Items from a dataset
## START

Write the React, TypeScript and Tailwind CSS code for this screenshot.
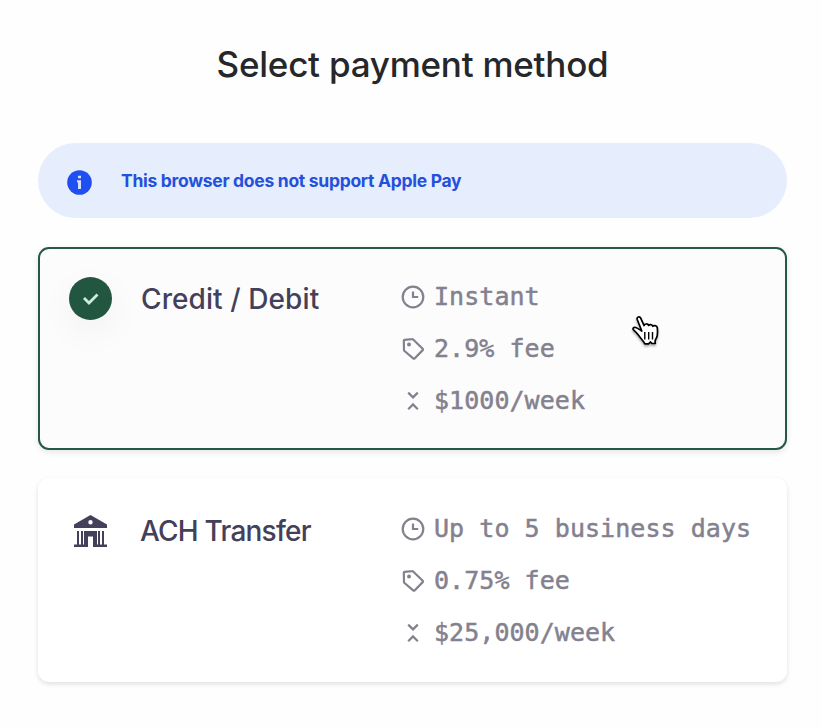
import React from "react";

const SANS = "font-['Inter','Liberation_Sans',sans-serif]";
const MONO = "font-['DejaVu_Sans_Mono','Liberation_Mono',monospace]";

function ClockIcon() {
  return (
    <svg width="24" height="24" viewBox="0 0 24 24" fill="none" stroke="currentColor" strokeWidth="2.2">
      <circle cx="12" cy="12" r="10.3" />
      <path d="M12 6.6V12h5.2" />
    </svg>
  );
}

function TagIcon() {
  return (
    <svg width="24" height="24" viewBox="0 0 24 24" fill="none" stroke="currentColor" strokeWidth="2.2" strokeLinejoin="round">
      <path d="M3.8 2.8 11 2.200q.8-.1 1.400.5l9.300 9q.7.7 0 1.400l-8.100 8.300q-.7.7-1.400 0L3.500 14q-.5-.5-.5-1.300L2.800 3.800q0-.9 1-1z" />
      <circle cx="8" cy="7.600" r="2" fill="currentColor" stroke="none" />
    </svg>
  );
}

function LimitIcon() {
  return (
    <svg width="24" height="24" viewBox="0 0 24 24" fill="none" stroke="currentColor" strokeWidth="2.2">
      <path d="m7.200 3.600 4.800 4.800 4.800-4.800M7.200 20.200l4.800-4.800 4.800 4.800" />
    </svg>
  );
}

function BankIcon() {
  return (
    <svg width="34" height="34" viewBox="0 0 34 34" fill="#444059">
      <path fillRule="evenodd" d="M16.500 1 33 10.600V14H0v-3.400zM16.500 6a2.200 2.200 0 1 0 0 4.400 2.200 2.200 0 0 0 0-4.400z" />
      <path d="M3 17h2v14H3zM7 17h2v14H7zM24 17h2v14h-2zM28 17h2v14h-2z" />
      <path d="M10 17h13v13.500h10V33H19V22.500h-5V33H0v-2.500h10z" />
    </svg>
  );
}

function Pointer() {
  return (
    <svg width="32" height="36" viewBox="0 0 32 36" className="absolute left-[590px] top-[65px] drop-shadow-[0_2px_1px_rgba(0,0,0,0.3)]">
      <path
        d="M11.800 17 7.200 5.500C6.400 3 9.700 1.900 10.700 4.200l3.400 7.400c.4-2.100 3.900-2.200 4.500-.1.700-1.400 3.600-1.200 4.200.8.900-1.300 4.100-.9 4.500 1.200.3 3.600.6 6.600-.5 9.700l-1.700 3.500.2 2.800-3.600-.2-1.100-1.300-2.100 1.800h-3.600c-1.500-3-3.500-4.600-5.300-7.100-1.900-2.500-3.300-4.600-5.600-6.400-2.200-1.700-.3-3.500 1.800-2.800 2.100.7 3.900 2.200 6 3.500z"
        fill="white"
        stroke="black"
        strokeWidth="1.700"
        strokeLinejoin="round"
      />
      <path d="M14.800 18v7.500M18.700 18v7.500M22.500 18v7.500" stroke="black" strokeWidth="1.400" />
    </svg>
  );
}

function Details({ time, fee, limit }: { time: string; fee: string; limit: string }) {
  const rows = [
    { icon: <ClockIcon />, text: time },
    { icon: <TagIcon />, text: fee },
    { icon: <LimitIcon />, text: limit },
  ];
  return (
    <ul className={`flex flex-col gap-4 text-[25px] leading-9 tracking-[0.050px] text-[#84818f] ${MONO}`}>
      {rows.map((row) => (
        <li key={row.text} className="flex items-center gap-[9px] whitespace-nowrap">
          {row.icon}
          <span className="[-webkit-text-stroke:0.5px_currentColor]">{row.text}</span>
        </li>
      ))}
    </ul>
  );
}

export default function App() {
  return (
    <main className={`flex h-[728px] w-full flex-col bg-[#fefefe] pl-[38px] pr-[35px] ${SANS}`}>
      <h1 className="mt-10 text-center text-[35px] font-medium leading-12 tracking-[-0.230px] text-[#25272a]">Select payment method</h1>

      <div className="mt-[55px] flex h-[75px] shrink-0 items-center rounded-full bg-[#e6edfc] pl-[29px]">
        <svg width="25" height="25" viewBox="0 0 25 25" className="mt-1">
          <circle cx="12.500" cy="12.500" r="12.300" fill="#1f4ff0" />
          <path d="M11 5.700h3v2.600h-3zM10 10.300h4V19h-3v-6.500h-1z" fill="#d5e0ff" />
        </svg>
        <span className="ml-[29px] mt-0.5 text-[17.500px] font-bold tracking-[-0.290px] text-[#2450dc]">This browser does not support Apple Pay</span>
      </div>

      <section className="relative mt-[29px] flex h-[203px] shrink-0 rounded-[11px] border-2 border-[#24594a] bg-[#fcfcfc] shadow-[0_2px_6px_rgba(0,0,0,0.10)]">
        <div className="flex w-[361px] items-start pl-[29px] pt-7">
          <div className="flex size-[43px] items-center justify-center rounded-full bg-[#235641] shadow-[0_12px_36px_rgba(0,0,0,0.05)]">
            <svg width="18" height="14" viewBox="0 0 18 14" fill="none" stroke="#cdeedd" strokeWidth="2.800">
              <path d="m2 6 5 5 8.500-8.500" />
            </svg>
          </div>
          <h2 className="ml-[29px] mt-px text-[28px] font-medium leading-[43px] tracking-[0.090px] text-[#444059]">Credit / Debit</h2>
        </div>
        <div className="pt-[30px]">
          <Details time="Instant" fee="2.9% fee" limit="$1000/week" />
        </div>
        <Pointer />
      </section>

      <section className="mt-7 flex h-[204px] shrink-0 rounded-[11px] bg-white shadow-[0_2px_5px_rgba(0,0,0,0.12)]">
        <div className="flex w-[363px] items-start pl-[36px] pt-8">
          <div className="flex h-[41px] w-[34px] items-center justify-center">
            <BankIcon />
          </div>
          <h2 className="ml-8 text-[28px] font-medium leading-[43px] tracking-[-0.780px] text-[#444059]">ACH Transfer</h2>
        </div>
        <div className="pt-[33px]">
          <Details time="Up to 5 business days" fee="0.75% fee" limit="$25,000/week" />
        </div>
      </section>
    </main>
  );
}
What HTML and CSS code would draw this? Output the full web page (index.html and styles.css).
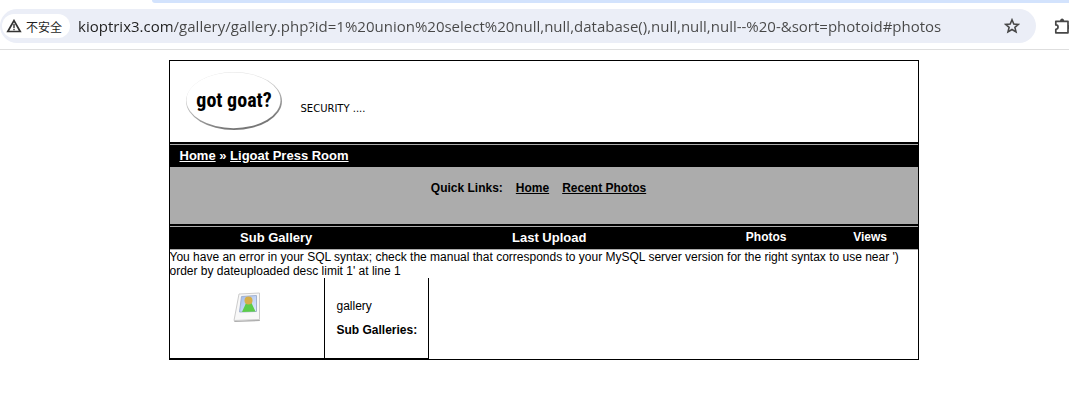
FILE: index.html
```html
<!DOCTYPE html>
<html lang="en">
<head>
    <meta charset="UTF-8">
    <meta name="viewport" content="width=device-width, initial-scale=1.0">
    <title>Ligoat Press Room</title>
    <link rel="stylesheet" href="styles.css">
</head>
<body>
    <header class="browser">
        <div class="tab-strip"></div>
        <div class="toolbar">
            <form class="address-bar">
                <button type="button" class="site-info" lang="zh-CN">
                    <svg width="16" height="14" viewBox="0 0 16 14">
                        <path d="M8 1.6 14.2 12.5H1.8Z" fill="none" stroke="#333" stroke-width="1.7"/>
                        <path d="M8 5v4M8 9.8v1.5" stroke="#333" stroke-width="1.4"/>
                    </svg>
                    <span>不安全</span>
                </button>
                <input class="url" type="text" aria-label="Address" spellcheck="false" value="kioptrix3.com/gallery/gallery.php?id=1%20union%20select%20null,null,database(),null,null,null--%20-&amp;sort=photoid#photos">
                <button type="button" class="icon-btn" aria-label="Bookmark">
                    <svg width="16" height="16" viewBox="0 0 16 16">
                        <path d="M8 1.8 9.8 6 14.4 6.4 10.9 9.4 12 13.9 8 11.5 4 13.9 5.1 9.4 1.6 6.4 6.2 6Z" fill="none" stroke="#474747" stroke-width="1.6"/>
                    </svg>
                </button>
            </form>
            <button type="button" class="icon-btn extensions" aria-label="Extensions">
                <svg width="18" height="18" viewBox="0 0 18 18">
                    <path d="M1.8 4.3H14v11.5H1.8v-3.5c3 0 3-4.4 0-4.4Z" fill="none" stroke="#474747" stroke-width="1.7" stroke-linejoin="round"/>
                    <path d="M6 4c0-3.4 4.2-3.4 4.2 0Z" fill="#474747"/>
                    <path d="M14 8c3.4 0 3.4 4.2 0 4.2Z" fill="#474747"/>
                </svg>
            </button>
        </div>
    </header>

    <main class="page">
        <div class="container">
            <div class="banner">
                <svg class="logo" width="98" height="60" viewBox="0 0 98 60">
                    <defs>
                        <linearGradient id="rim" x1="0" y1="0" x2="0.4" y2="1">
                            <stop offset="0.3" stop-color="#e4e4e4"/>
                            <stop offset="1" stop-color="#777"/>
                        </linearGradient>
                    </defs>
                    <ellipse cx="49" cy="29" rx="48" ry="29" fill="url(#rim)"/>
                    <ellipse cx="48.5" cy="28.3" rx="47" ry="27.9" fill="#fff"/>
                    <text x="49" y="35" text-anchor="middle" class="logo-text">got goat?</text>
                </svg>
                <span class="slogan">SECURITY ....</span>
            </div>

            <nav class="breadcrumb">
                <a href="#">Home</a> » <a href="#">Ligoat Press Room</a>
            </nav>

            <nav class="quick-links">
                <span>Quick Links:</span>
                <a href="#">Home</a>
                <a href="#">Recent Photos</a>
            </nav>

            <table class="gallery-head">
                <tr>
                    <th class="col-gallery">Sub Gallery</th>
                    <th class="col-upload">Last Upload</th>
                    <th class="col-photos">Photos</th>
                    <th class="col-views">Views</th>
                </tr>
            </table>

            <p class="error">You have an error in your SQL syntax; check the manual that corresponds to your MySQL server version for the right syntax to use near ') order by dateuploaded desc limit 1' at line 1</p>

            <table class="gallery-row">
                <tr>
                    <td class="thumb">
                        <svg width="30" height="32" viewBox="0 0 30 32">
                            <defs>
                                <linearGradient id="sky" x1="0" y1="0" x2="1" y2="1">
                                    <stop offset="0" stop-color="#9db9ea"/>
                                    <stop offset="1" stop-color="#e3edff"/>
                                </linearGradient>
                            </defs>
                            <path d="M3 29.5 27.5 28.5 28 30 2 31Z" fill="#aaa"/>
                            <path d="M7 3 27.5 2 27.5 28.5 2 29.5Z" fill="#f8f8f8" stroke="#ccc"/>
                            <path d="M9.5 5.5 24.5 4.5V20.5L7.5 21Z" fill="url(#sky)" stroke="#a3b2cf"/>
                            <path d="M14 12h5.5L23.5 20.5 10 21Z" fill="#5ccc49"/>
                            <circle cx="16.5" cy="9.5" r="4" fill="#d6ae48"/>
                        </svg>
                    </td>
                    <td class="info">
                        <p>gallery</p>
                        <p><strong>Sub Galleries:</strong></p>
                    </td>
                </tr>
            </table>
        </div>
    </main>
</body>
</html>
```
FILE: styles.css
```css
body {
    margin: 0;
    background: #fff;
    color: #000;
    font-family: "Liberation Sans", Arial, sans-serif;
    font-size: 12px;
    line-height: 14px;
}
svg {
    display: block;
}
button {
    border: none;
    background: none;
    padding: 0;
    cursor: pointer;
}

/* browser bar */
.browser {
    border-bottom: 1px solid #dedede;
}
.tab-strip {
    height: 3px;
    margin-left: 152px;
    background: #d3e3fd;
    border-bottom-left-radius: 8px;
}
.toolbar {
    display: flex;
    align-items: center;
    padding: 6px 0;
    overflow: hidden;
}
.address-bar {
    flex: 1;
    display: flex;
    align-items: center;
    height: 34px;
    padding: 0 16px 0 2px;
    border-radius: 17px;
    background: #ebeef7;
}
.site-info {
    display: flex;
    align-items: center;
    gap: 4px;
    height: 24px;
    padding: 0 8px 0 4px;
    border-radius: 12px;
    background: #fff;
    color: #1f1f1f;
    font-family: "Noto Sans CJK SC", sans-serif;
    font-size: 12px;
    white-space: nowrap;
}
.url {
    flex: 1;
    min-width: 0;
    margin-left: 8px;
    padding: 0;
    border: none;
    outline: none;
    /* host is darker than the path */
    background: linear-gradient(to right, #1f1f1f 94px, #474747 94px);
    -webkit-background-clip: text;
    background-clip: text;
    color: transparent;
    font-family: "Open Sans", "Segoe UI", sans-serif;
    font-size: 15px;
    line-height: 24px;
}
.extensions {
    width: 18px;
    margin-left: 18px;
    margin-right: -3px;
}

/* gallery page */
.page {
    padding: 10px 0 0 18px;
}
.container {
    max-width: 748px;
    margin: 0 auto;
    border: 1px solid #000;
}
.banner {
    display: flex;
    align-items: center;
    gap: 18px;
    height: 81px;
    padding-left: 15px;
}
.logo-text {
    font-family: "Roboto Condensed", Roboto, sans-serif;
    font-size: 20px;
    font-weight: bold;
}
.slogan {
    padding-top: 14px;
    font-family: "DejaVu Sans", Verdana, sans-serif;
    font-size: 10px;
}
.breadcrumb {
    padding: 4px 10px;
    border-top: 2px solid #000;
    background: #000;
    box-shadow: inset 0 1px #acacac;
    color: #fff;
    font-size: 13px;
    font-weight: bold;
    line-height: 15px;
}
.breadcrumb a {
    color: #fff;
}
.quick-links {
    display: flex;
    justify-content: center;
    gap: 13px;
    padding: 14px 10px 29px 0;
    background: #acacac;
    font-weight: bold;
}
.quick-links a {
    color: #000;
}
.gallery-head {
    width: 100%;
    border-collapse: separate;
    border-spacing: 0;
    table-layout: fixed;
    border-top: 2px solid #000;
    border-bottom: 1px solid #acacac;
    background: #000;
    box-shadow: inset 0 1px #acacac;
    color: #fff;
}
.gallery-head th {
    box-sizing: border-box;
    padding: 4px 0 4px 4px;
    font-size: 13px;
    line-height: 15px;
}
.gallery-head .col-gallery {
    width: 28%;
}
.gallery-head .col-upload {
    width: 45%;
}
.gallery-head .col-photos {
    width: 13%;
    font-size: 12px;
}
.gallery-head .col-views {
    padding-left: 10px;
    font-size: 12px;
}
.error {
    margin: 0;
}
.gallery-row {
    border-collapse: separate;
    border-spacing: 0;
}
.gallery-row td {
    height: 80px;
    padding: 0;
    border-right: 1px solid #000;
    border-bottom: 1px solid #000;
    vertical-align: top;
}
.gallery-row .thumb {
    width: 154px;
}
.thumb svg {
    margin: 13px auto 0;
}
.gallery-row .info {
    padding: 21px 11px 0 12px;
    height: 59px;
}
.info p {
    margin: 0 0 10px;
}
```
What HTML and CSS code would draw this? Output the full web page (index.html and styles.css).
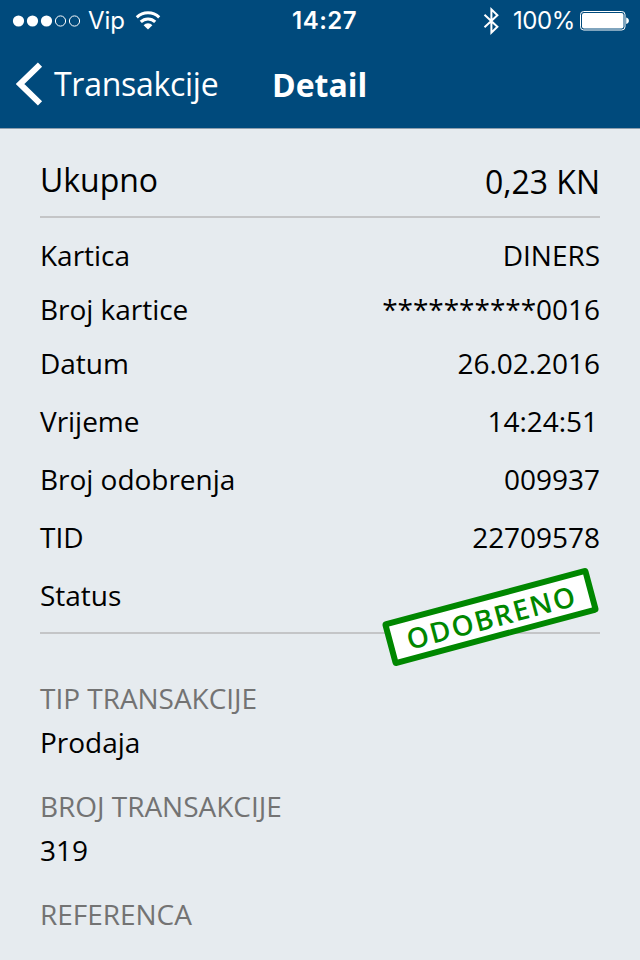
FILE: index.html
```html
<!DOCTYPE html>
<html lang="hr">
<head>
    <meta charset="UTF-8">
    <meta name="viewport" content="width=device-width, initial-scale=1.0">
    <title>Detail</title>
    <link rel="stylesheet" href="styles.css">
</head>
<body>
    <header class="header">
        <div class="status-bar">
            <div class="status-left">
                <svg class="signal" width="69" height="14" viewBox="0 0 69 14">
                    <g fill="#fff">
                        <circle cx="6.5" cy="7" r="5.6"/>
                        <circle cx="20.5" cy="7" r="5.6"/>
                        <circle cx="34.5" cy="7" r="5.6"/>
                    </g>
                    <g fill="none" stroke="#fff">
                        <circle cx="48.5" cy="7" r="5.1"/>
                        <circle cx="62.5" cy="7" r="5.1"/>
                    </g>
                </svg>
                <span class="carrier">Vip</span>
                <svg class="wifi" width="26" height="20" viewBox="0 0 26 20">
                    <g fill="none" stroke="#fff" stroke-width="3">
                        <path d="M1.8 7.4a16 16 0 0 1 22.4 0"/>
                        <path d="M5.8 11.9a10.2 10.2 0 0 1 14.4 0"/>
                    </g>
                    <path d="M8.6 15.2a6.2 6.2 0 0 1 8.8 0L13 19.6z" fill="#fff"/>
                </svg>
            </div>
            <span class="clock">14:27</span>
            <div class="status-right">
                <svg class="bluetooth" width="17" height="28" viewBox="0 0 17 28">
                    <path d="M1.5 7.8L14.4 19.8L8.4 25.6V2.4L14.4 8.2L1.5 20.2" fill="none" stroke="#fff" stroke-width="2"/>
                </svg>
                <span class="percent">100%</span>
                <svg class="battery" width="50" height="20" viewBox="0 0 50 20">
                    <rect x=".5" y=".5" width="44.5" height="18.5" rx="3.2" fill="none" stroke="#fff"/>
                    <rect x="2" y="2" width="41.5" height="15.5" rx="2" fill="#fff"/>
                    <path d="M46.2 6.4c3.6.8 3.6 5.8 0 6.6z" fill="#fff"/>
                </svg>
            </div>
        </div>
        <nav class="nav-bar">
            <a class="back" href="#">
                <svg class="chevron" width="28" height="44" viewBox="0 0 28 44">
                    <path d="M24 2.6L4 22L24 41.4" fill="none" stroke="#fff" stroke-width="6"/>
                </svg>
                <span class="back-label">Transakcije</span>
            </a>
            <h1 class="title">Detail</h1>
        </nav>
    </header>

    <main class="content">
        <div class="total">
            <span>Ukupno</span>
            <span class="amount">0,23 KN</span>
        </div>

        <div class="details">
            <div class="row"><span>Kartica</span><span>DINERS</span></div>
            <div class="row"><span>Broj kartice</span><span>**********0016</span></div>
            <div class="row datum"><span>Datum</span><span>26.02.2016</span></div>
            <div class="row tall"><span>Vrijeme</span><span class="time">14:24:51</span></div>
            <div class="row tall"><span>Broj odobrenja</span><span>009937</span></div>
            <div class="row tall"><span>TID</span><span>22709578</span></div>
            <div class="row tall"><span>Status</span></div>
            <div class="stamp">ODOBRENO</div>
        </div>

        <dl class="info">
            <dt>TIP TRANSAKCIJE</dt>
            <dd>Prodaja</dd>
            <dt>BROJ TRANSAKCIJE</dt>
            <dd>319</dd>
            <dt>REFERENCA</dt>
        </dl>
    </main>
</body>
</html>
```

FILE: styles.css
```css
* {
    box-sizing: border-box;
}

body {
    margin: 0;
    height: 960px;
    overflow: hidden;
    background-color: #e6ebef;
    color: #000;
    font-family: 'Open Sans', 'Noto Sans', sans-serif;
    font-size: 28px;
    letter-spacing: -0.03px;
}

.header {
    height: 129px;
    background-color: #004a7c;
    border-bottom: 1px solid #8d9eae;
    color: #fff;
}

.status-bar {
    display: grid;
    grid-template-columns: 280px auto 1fr;
    align-items: center;
    height: 41px;
    padding: 0 10px 0 12px;
    font-family: Inter, sans-serif;
    font-size: 24px;
    letter-spacing: 0;
    line-height: 41px;
}

.status-left,
.status-right {
    display: flex;
    align-items: center;
}

.status-right {
    justify-content: flex-end;
}

.carrier {
    margin: 0 10px 0 7px;
}

.wifi {
    margin-bottom: 2px;
}

.clock {
    font-weight: 600;
    letter-spacing: 0.5px;
}

.percent {
    margin: 0 5px 0 13px;
    letter-spacing: -0.4px;
}

.nav-bar {
    display: flex;
    align-items: center;
    height: 86px;
}

.back {
    display: flex;
    align-items: center;
    width: 272px;
    padding-left: 16px;
    color: #fff;
    text-decoration: none;
}

.back-label {
    margin: 0 0 2px 10px;
    font-size: 32px;
    letter-spacing: -0.28px;
}

.title {
    margin: 0;
    font-size: 32px;
    font-weight: 700;
}

.content {
    padding: 0 40px;
}

.total {
    display: flex;
    justify-content: space-between;
    height: 89px;
    padding-top: 29px;
    border-bottom: 2px solid #c4c5c7;
    font-size: 32px;
    line-height: 44px;
}

.amount {
    padding-top: 2px;
}

.details {
    position: relative;
    height: 416px;
    padding-top: 10px;
    border-bottom: 2px solid #c4c5c7;
}

.row {
    display: flex;
    justify-content: space-between;
    line-height: 54px;
}

.datum {
    margin-bottom: 2px;
}

.tall {
    line-height: 58px;
}

.time {
    padding-right: 2px;
}

/* lies over the bottom rule */
.stamp {
    position: absolute;
    right: 3px;
    bottom: -8px;
    width: 213px;
    height: 46px;
    padding-left: 2px;
    border: 6px solid #008700;
    border-radius: 4px;
    background-color: #fff;
    color: #008700;
    font-weight: 600;
    letter-spacing: 1.8px;
    line-height: 34px;
    text-align: center;
    transform: rotate(-15deg);
}

.info {
    margin: 42px 0 0;
    line-height: 44px;
}

.info dt {
    color: #737373;
}

.info dd {
    margin: 0 0 20px;
}
```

## END

▸ Goal
Scan the records above for the string "page", then select every line that holds it.

▸ Written response
What HTML and CSS code would draw this? Output the full web page (index.html and styles.css).
    <main class="page">
/* gallery page */
.page {
What HTML and CSS code would draw this? Output the full web page (index.html and styles.css).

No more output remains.